There are two apocryphal stories (both told by J. Cuming Walters) related to Tennyson's 'Timbuctoo'. The first is that Tennyson entered two pieces with the same title, one designed to please the conservative examiners, and one to please himself. It was the latter which won the medal. The second story is that one of the judges wrote "v.q." (very queer) on the manuscript, which was misread as "v.g." (very good). Whatever the truth of these slightly spiteful anecdotes, they show the extent to which Tennyson's poem attracted interest inside and outside the university. Over the next fifty years Tennyson had to come to terms with the positives and negatives of drawing the attention of the British press.
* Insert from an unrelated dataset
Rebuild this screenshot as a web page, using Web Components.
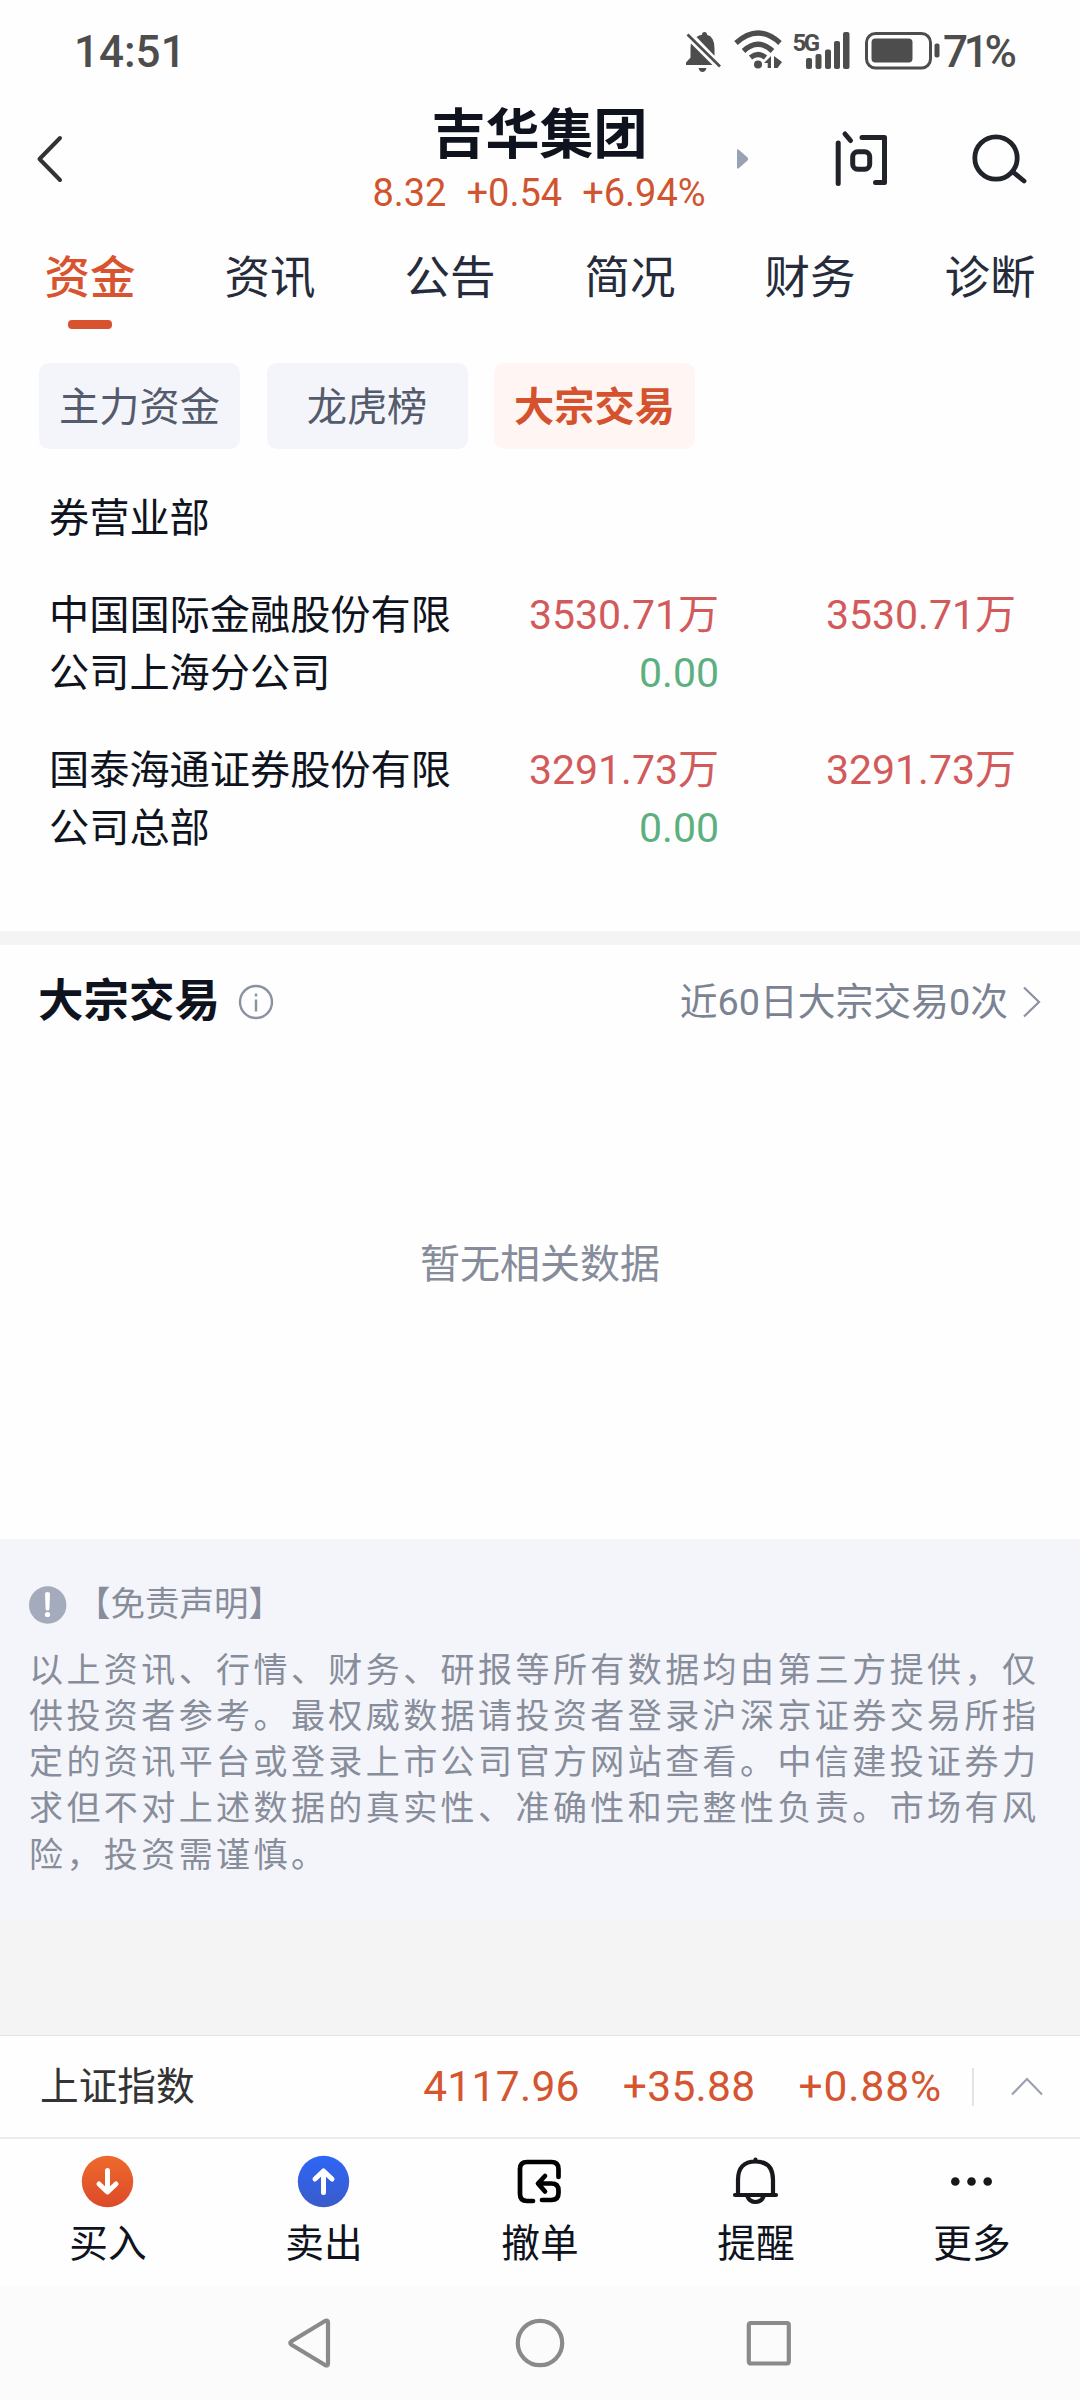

His 'horror of publicity' (as Hallam Tennyson called it) showed itself even at this early age, for he refused to read his poem in the University Senate House, as was tradition, and instead obtained permission from the Vice-Chancellor for his friend Charles Merivale to read it in his place.
Further Reading
To research this essay Emma Leadbetter made use of nineteenth-century books in the Cambridge University Library, in particular: A Complete Collection of the English Poems which have obtained the Chancellor's Gold Medal (London, Macmillan; 1859); J. Cuming Walters, Tennyson: Poet, Philosopher, Idealist (London: Kegan Paul, Trench, Trubner and Co, 1893); and Hallam Tennyson, A Memoir (London: Macmillan, 1897).
Further Thinking
Hallam thought his friend's poem was extremely 'promising'. What promising qualities do you see in it? What aspects of it seem like the later Tennyson?
'Timbuctoo' was written in order to win a prize - although it should be noted that it was an adaptation of an existing poem. Do you think that poems written to win prizes are as likely to be good as any other poem? More likely? Less likely?